→ **SUPPLIED INFORMATION**

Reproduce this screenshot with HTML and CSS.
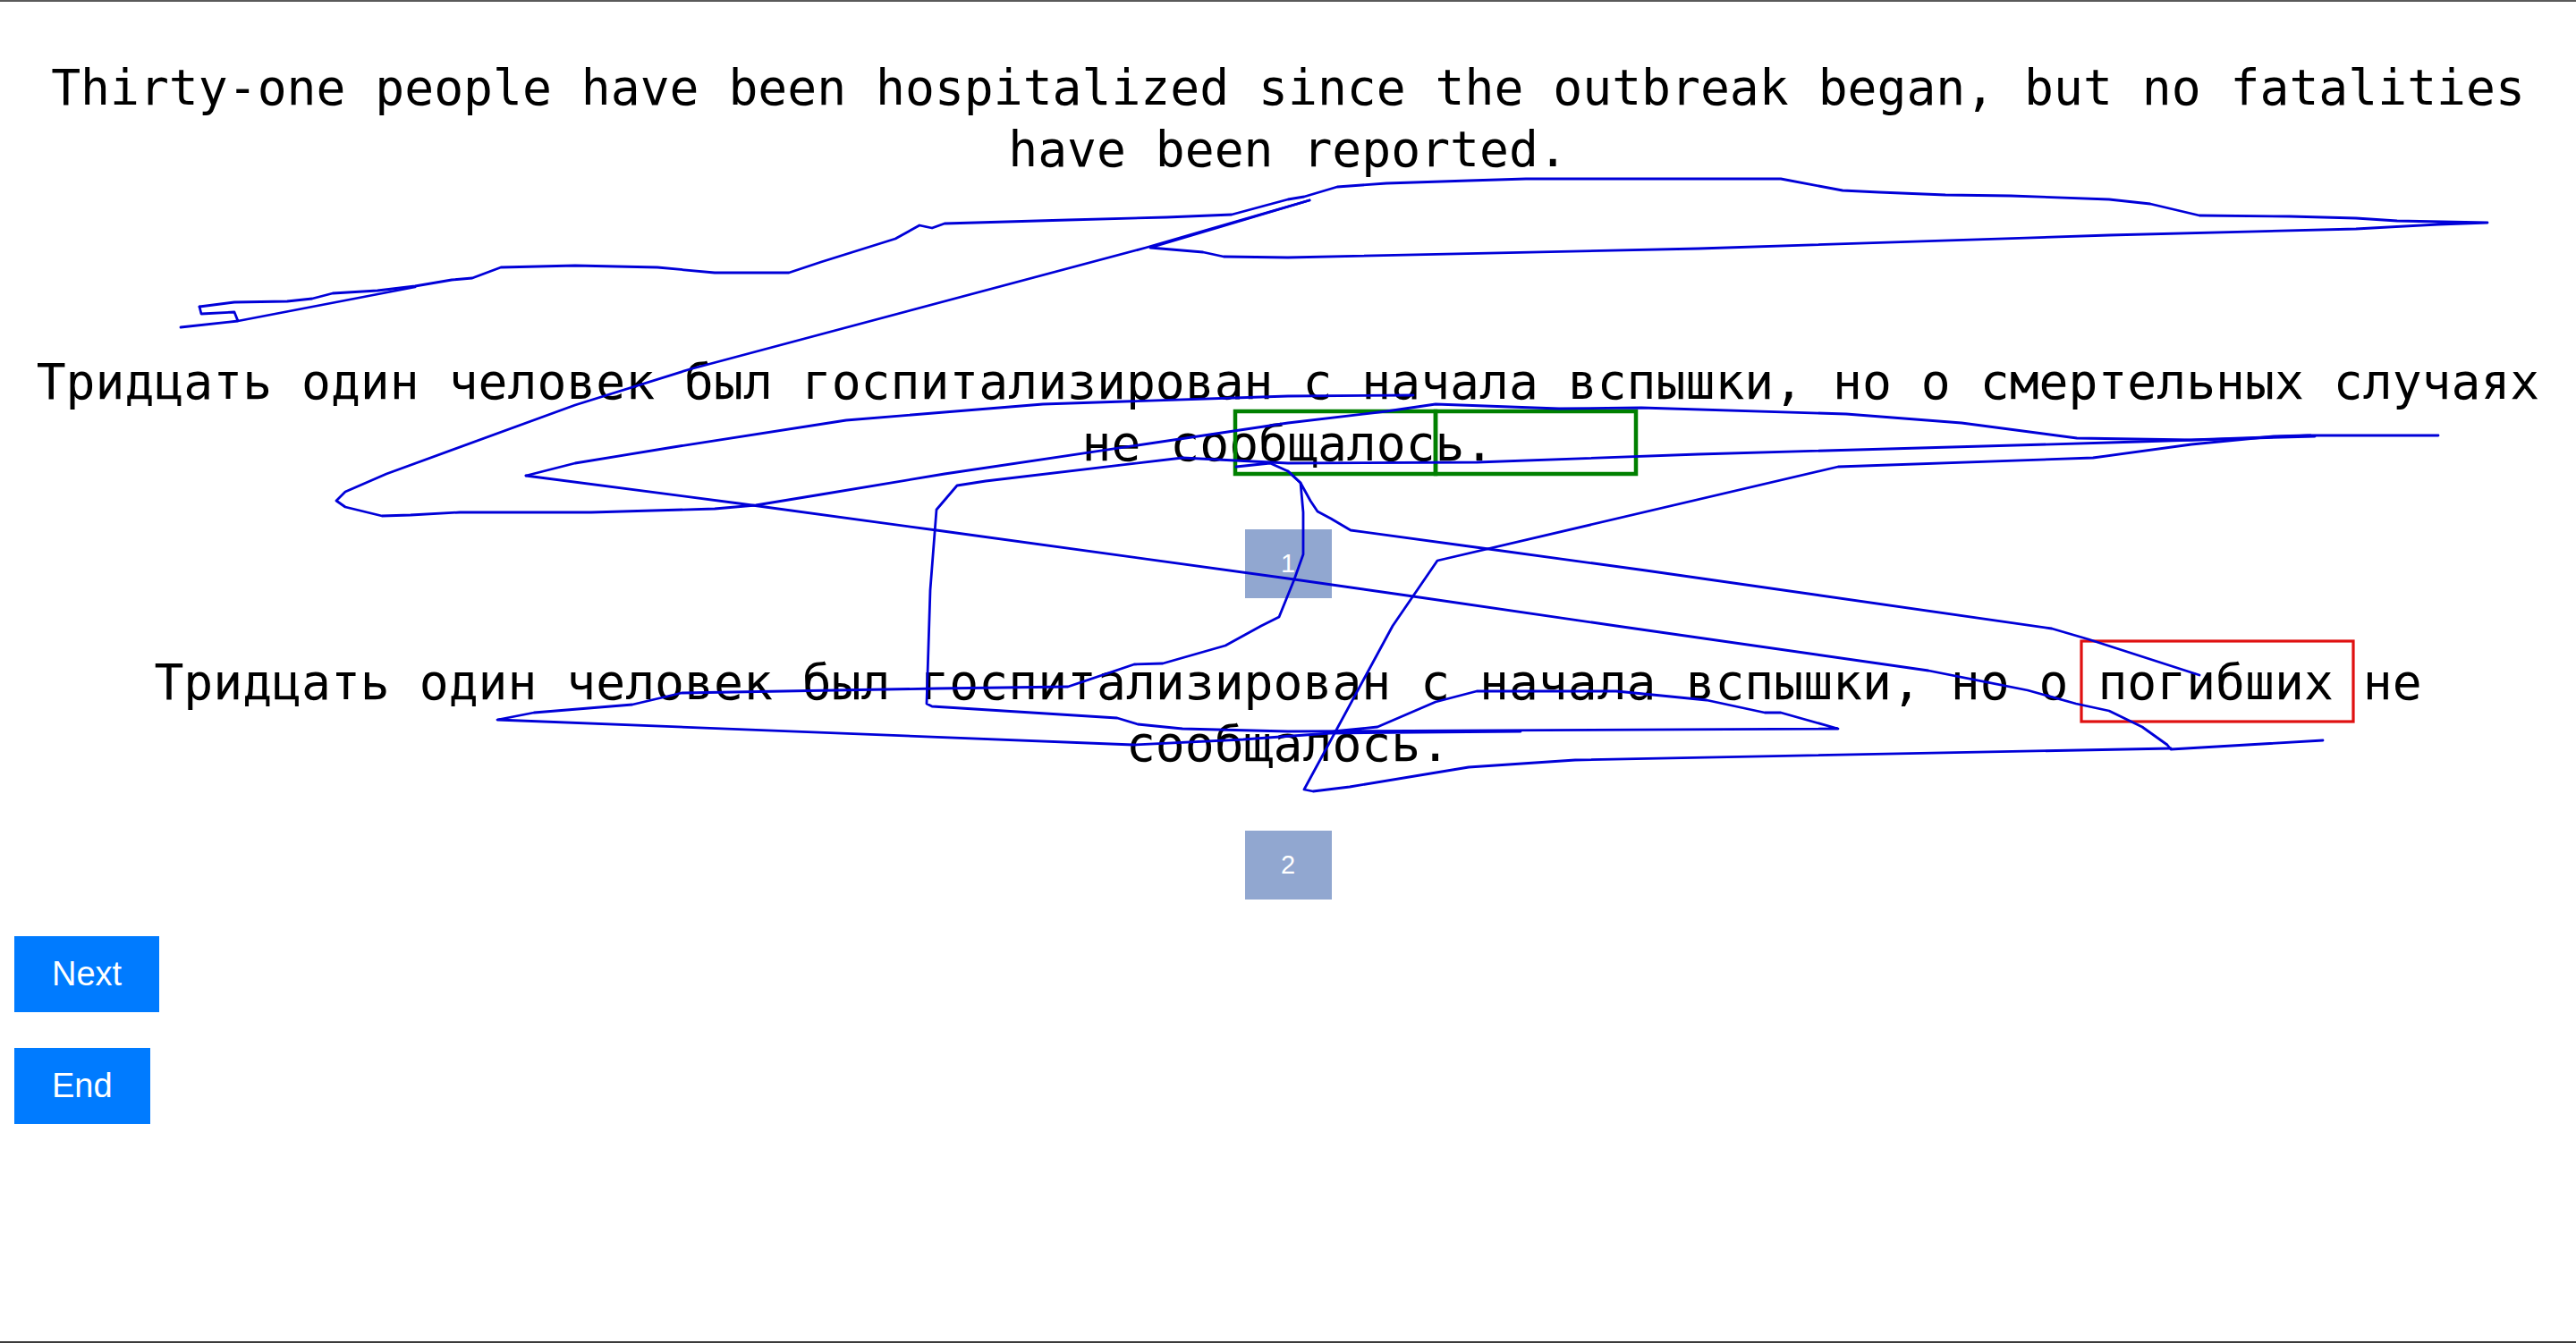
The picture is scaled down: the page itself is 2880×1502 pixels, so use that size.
FILE: index.html
```html
<!DOCTYPE html>
<html lang="en">
<head>
<meta charset="utf-8">
<title>Translation review</title>
<link rel="stylesheet" href="styles.css">
</head>
<body>
<div class="frame">
  <main class="stack">
    <p class="sentence source">Thirty-one people have been hospitalized since the outbreak began, but no fatalities have been reported.</p>
    <p class="sentence first">Тридцать один человек был госпитализирован с начала вспышки, но о смертельных случаях не сообщалось.</p>
    <div class="badge">1</div>
    <p class="sentence second">Тридцать один человек был госпитализирован с начала вспышки, но о погибших не сообщалось.</p>
    <div class="badge badge-two">2</div>
    <div class="actions">
      <button class="btn">Next</button>
      <button class="btn">End</button>
    </div>
  </main>
</div>
<svg class="ink" width="2880" height="1502" viewBox="0 0 2880 1502" xmlns="http://www.w3.org/2000/svg">
  <g class="marks">
    <rect x="1381" y="460" width="224" height="70" fill="none" stroke="#008000" stroke-width="4.5"/>
    <rect x="1605" y="460" width="224" height="70" fill="none" stroke="#008000" stroke-width="4.5"/>
    <rect x="2327" y="717" width="304" height="90" fill="none" stroke="#e01010" stroke-width="3.2"/>
  </g>
  <g class="strokes" fill="none" stroke="#0000d8" stroke-width="2.8" stroke-linejoin="round" stroke-linecap="round">
    <polyline points="223,343 262,338 321,337 349,334 372,328 422,325 464,320 505,313 528,311 560,299 643,297 735,299 799,305 882,305 918,293 1001,267 1028,252 1042,255 1056,250 1194,246 1304,243 1377,240 1414,230 1440,223 1458,220 1495,209 1550,205 1642,202 1706,200 1991,200 2060,213 2101,215 2175,218 2248,219 2358,223 2404,228 2459,241 2560,242 2634,244 2680,247 2781,249 2726,251 2634,256 2358,263 1899,278 1440,288 1368,287 1345,282 1286,277 1464,224"/>
    <polyline points="223,343 225,351 262,349 266,359 202,366 266,359 464,321"/>
    <polyline points="1464,224 1281,277 771,413 643,453 432,530 386,550 376,560 386,567 427,577 459,576 514,573 661,573 799,569 845,565 918,553 1056,530 1440,473 1550,460 1605,452 1743,457 1835,456 2064,463 2193,473 2322,490 2450,492 2583,487"/>
    <polyline points="588,532 643,518 753,500 946,470 1166,452 1440,443 1580,442"/>
    <polyline points="2588,488 2358,495 1899,508 1651,517 1440,518 1322,512 1102,538 1070,543 1047,570 1040,660 1036,787 1042,790 1249,803 1272,810 1322,815 1440,818 2055,815 1991,797 1973,797 1908,783 1807,773 1651,773 1605,785 1540,813 1490,818"/>
    <polyline points="1382,522 1420,518 1440,527 1454,540 1465,560 1473,572 1488,580 1510,593 1657,613 1840,638 2294,703 2335,715 2459,755"/>
    <polyline points="1440,527 1454,540 1457,573 1457,620 1447,648 1430,690 1410,700 1370,722 1300,742 1268,743 1194,768 1047,770 762,775 707,788 597,797 556,805 1267,833 1390,827 1487,820 1700,818"/>
    <polyline points="588,532 826,563 1047,593 1440,647 1580,667 1807,700 2156,750 2267,772 2321,787 2358,795 2395,813 2423,833 2427,838 2597,828"/>
    <polyline points="2427,837 1761,850 1642,858 1509,880 1468,885 1458,883 1557,700 1607,627 2055,522 2340,512 2450,497 2542,488 2579,487 2726,487"/>
  </g>
</svg>
</body>
</html>
```

FILE: styles.css
```css
html, body {
  margin: 0;
  padding: 0;
  background: #ffffff;
}

body {
  position: relative;
  width: 2880px;
  height: 1502px;
  overflow: hidden;
  color: #000000;
}

.frame {
  box-sizing: border-box;
  height: 1502px;
  border-top: 2px solid #5a5a5a;
  border-bottom: 2px solid #3c3c3c;
}

.stack {
  display: flex;
  flex-direction: column;
  align-items: center;
  padding: 0 8px;
}

.sentence {
  align-self: stretch;
  margin: 0;
  text-align: center;
  font-family: "DejaVu Sans Mono", "Liberation Mono", monospace;
  font-size: 54.7px;
  line-height: 69px;
  color: #000000;
}

.source {
  margin-top: 62px;
}

.first {
  margin-top: 191px;
}

.second {
  margin-top: 60px;
}

.badge {
  margin-top: 61px;
  width: 97px;
  height: 77px;
  display: flex;
  align-items: center;
  justify-content: center;
  background: #91a7d0;
  color: #ffffff;
  font-family: "Liberation Sans", Arial, sans-serif;
  font-size: 29px;
}

.badge-two {
  margin-top: 62px;
}

.actions {
  align-self: stretch;
  display: flex;
  flex-direction: column;
  align-items: flex-start;
  gap: 40px;
  margin-top: 41px;
  padding-left: 8px;
}

.btn {
  margin: 0;
  border: none;
  border-radius: 0;
  background: #007bff;
  color: #ffffff;
  font-family: "Liberation Sans", Arial, sans-serif;
  font-size: 38px;
  line-height: 45px;
  padding: 20px 42px;
  cursor: pointer;
}

.ink {
  position: absolute;
  top: 0;
  left: 0;
  pointer-events: none;
}
```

→ **THE TASK**
Skip the images and write out the rest of the listing exactly.

→ **RESULT OF THIS EXERCISE**
Reproduce this screenshot with HTML and CSS.
The picture is scaled down: the page itself is 2880×1502 pixels, so use that size.
FILE: index.html
```html
<!DOCTYPE html>
<html lang="en">
<head>
<meta charset="utf-8">
<title>Translation review</title>
<link rel="stylesheet" href="styles.css">
</head>
<body>
<div class="frame">
  <main class="stack">
    <p class="sentence source">Thirty-one people have been hospitalized since the outbreak began, but no fatalities have been reported.</p>
    <p class="sentence first">Тридцать один человек был госпитализирован с начала вспышки, но о смертельных случаях не сообщалось.</p>
    <div class="badge">1</div>
    <p class="sentence second">Тридцать один человек был госпитализирован с начала вспышки, но о погибших не сообщалось.</p>
    <div class="badge badge-two">2</div>
    <div class="actions">
      <button class="btn">Next</button>
      <button class="btn">End</button>
    </div>
  </main>
</div>
<svg class="ink" width="2880" height="1502" viewBox="0 0 2880 1502" xmlns="http://www.w3.org/2000/svg">
  <g class="marks">
    <rect x="1381" y="460" width="224" height="70" fill="none" stroke="#008000" stroke-width="4.5"/>
    <rect x="1605" y="460" width="224" height="70" fill="none" stroke="#008000" stroke-width="4.5"/>
    <rect x="2327" y="717" width="304" height="90" fill="none" stroke="#e01010" stroke-width="3.2"/>
  </g>
  <g class="strokes" fill="none" stroke="#0000d8" stroke-width="2.8" stroke-linejoin="round" stroke-linecap="round">
    <polyline points="223,343 262,338 321,337 349,334 372,328 422,325 464,320 505,313 528,311 560,299 643,297 735,299 799,305 882,305 918,293 1001,267 1028,252 1042,255 1056,250 1194,246 1304,243 1377,240 1414,230 1440,223 1458,220 1495,209 1550,205 1642,202 1706,200 1991,200 2060,213 2101,215 2175,218 2248,219 2358,223 2404,228 2459,241 2560,242 2634,244 2680,247 2781,249 2726,251 2634,256 2358,263 1899,278 1440,288 1368,287 1345,282 1286,277 1464,224"/>
    <polyline points="223,343 225,351 262,349 266,359 202,366 266,359 464,321"/>
    <polyline points="1464,224 1281,277 771,413 643,453 432,530 386,550 376,560 386,567 427,577 459,576 514,573 661,573 799,569 845,565 918,553 1056,530 1440,473 1550,460 1605,452 1743,457 1835,456 2064,463 2193,473 2322,490 2450,492 2583,487"/>
    <polyline points="588,532 643,518 753,500 946,470 1166,452 1440,443 1580,442"/>
    <polyline points="2588,488 2358,495 1899,508 1651,517 1440,518 1322,512 1102,538 1070,543 1047,570 1040,660 1036,787 1042,790 1249,803 1272,810 1322,815 1440,818 2055,815 1991,797 1973,797 1908,783 1807,773 1651,773 1605,785 1540,813 1490,818"/>
    <polyline points="1382,522 1420,518 1440,527 1454,540 1465,560 1473,572 1488,580 1510,593 1657,613 1840,638 2294,703 2335,715 2459,755"/>
    <polyline points="1440,527 1454,540 1457,573 1457,620 1447,648 1430,690 1410,700 1370,722 1300,742 1268,743 1194,768 1047,770 762,775 707,788 597,797 556,805 1267,833 1390,827 1487,820 1700,818"/>
    <polyline points="588,532 826,563 1047,593 1440,647 1580,667 1807,700 2156,750 2267,772 2321,787 2358,795 2395,813 2423,833 2427,838 2597,828"/>
    <polyline points="2427,837 1761,850 1642,858 1509,880 1468,885 1458,883 1557,700 1607,627 2055,522 2340,512 2450,497 2542,488 2579,487 2726,487"/>
  </g>
</svg>
</body>
</html>
```

FILE: styles.css
```css
html, body {
  margin: 0;
  padding: 0;
  background: #ffffff;
}

body {
  position: relative;
  width: 2880px;
  height: 1502px;
  overflow: hidden;
  color: #000000;
}

.frame {
  box-sizing: border-box;
  height: 1502px;
  border-top: 2px solid #5a5a5a;
  border-bottom: 2px solid #3c3c3c;
}

.stack {
  display: flex;
  flex-direction: column;
  align-items: center;
  padding: 0 8px;
}

.sentence {
  align-self: stretch;
  margin: 0;
  text-align: center;
  font-family: "DejaVu Sans Mono", "Liberation Mono", monospace;
  font-size: 54.7px;
  line-height: 69px;
  color: #000000;
}

.source {
  margin-top: 62px;
}

.first {
  margin-top: 191px;
}

.second {
  margin-top: 60px;
}

.badge {
  margin-top: 61px;
  width: 97px;
  height: 77px;
  display: flex;
  align-items: center;
  justify-content: center;
  background: #91a7d0;
  color: #ffffff;
  font-family: "Liberation Sans", Arial, sans-serif;
  font-size: 29px;
}

.badge-two {
  margin-top: 62px;
}

.actions {
  align-self: stretch;
  display: flex;
  flex-direction: column;
  align-items: flex-start;
  gap: 40px;
  margin-top: 41px;
  padding-left: 8px;
}

.btn {
  margin: 0;
  border: none;
  border-radius: 0;
  background: #007bff;
  color: #ffffff;
  font-family: "Liberation Sans", Arial, sans-serif;
  font-size: 38px;
  line-height: 45px;
  padding: 20px 42px;
  cursor: pointer;
}

.ink {
  position: absolute;
  top: 0;
  left: 0;
  pointer-events: none;
}
```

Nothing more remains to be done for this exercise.